Operation of Particle Accelerators

To better understand matter, physicists examine the components of the atoms. Using particle accelerators, they separate the atom into its components by inputting large amounts of energy. This enables charged particles to accelerated to very high velocities using electric fields and/or magnetic fields.

 

There are three main kinds of particle accelerator:

  


  • Linear: a long track down which a particle is propelled. Particles pass through a series of tubes where alternating electrical potentials help accelerate the particle.
    • Linear accelerators’ lengthy structure places limitations on the speed at which a particle can be accelerated up to. Thus, although it is simple in design, it is not used very often.

 


  • Cyclotron: a high frequency AC current is used to produce a magnetic field that causes the electron/particle to accelerate in a spiral. The charged particle is accelerated between the two semicircular regions by an electric field. This design reduces the size of the accelerator, while still using relatively simple equipment.

 

 

 

  • Synchrotron: the most modern and powerful form of particle accelerators. Synchrotrons are adapted from cyclotrons but instead consist of a close circular loop path.
    • Synchrotrons accelerate particles using magnetic fields which increase in strength as a particle’s kinetic energy increases. Hence, the magnetic field synchronises with the particle.
    • Synchrotrons are more effective than cyclotrons because the constantly adapting magnetic fields account for a particle’s relativistic mass (also momentum).

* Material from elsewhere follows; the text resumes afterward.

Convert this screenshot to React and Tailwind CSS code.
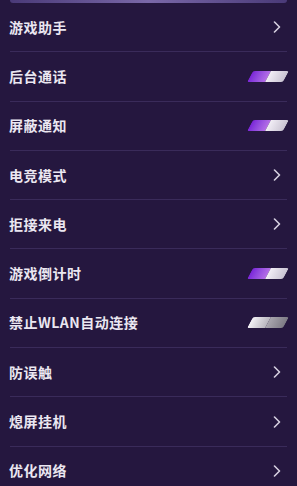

Therefore, this set-up allows particles to reach speeds just under the speed of light.
    • Magnetic fields in a synchrotron change with time such that the circular path of a particle remains constant during its acceleration. This is another distinction from cyclotrons where a particle’s path change in radius (hence the need for a disk-like structure).
    • Unlike cyclotrons, synchrotrons cannot accelerate stationary particles due to their sole reliance on magnetic fields. As such, linear accelerators are typically used to produce pre-accelerated particles.
    • The largest synchrotron (large hadron colliders) is 27 km in circumference.

 

Role of Particle Accelerators

Particle accelerators create new particles by colliding pre-existing particles head-on. The advantage of a head-on collision is that the initial total momentum is zero (or negligible) as the momenta of the particles cancel each other out. Thus, final momentum is also zero (or negligible) allowing the energy of the particles to go into a nuclear reaction. The collision of particles and their consequent splitting allows physicists to study:

 

  • Forces between fundamental particles. Through this, it is possible to study the behaviour and range of the strong nuclear force by observing how bombarding particles are scattered when they interact with strong force.
  • The nature of fundamental particles. To determine their properties (mass, structure, forces which bind them), particles are accelerated to very high velocities such that their de Broglie wavelength is short enough to probe protons/neutrons etc. This produced evidence for the Standard Model of Matter.
  • The nature of matter at the time of the Big Bang – high energy situations can be simulated in particle accelerators. However, this method has not been successful in showing why the symmetry between matter and anti-matter production was broken during early stages of the Universe.
  • The production of new radioisotopes when bombarding particles are absorbed.
  • The energy changes which occur when particles react together.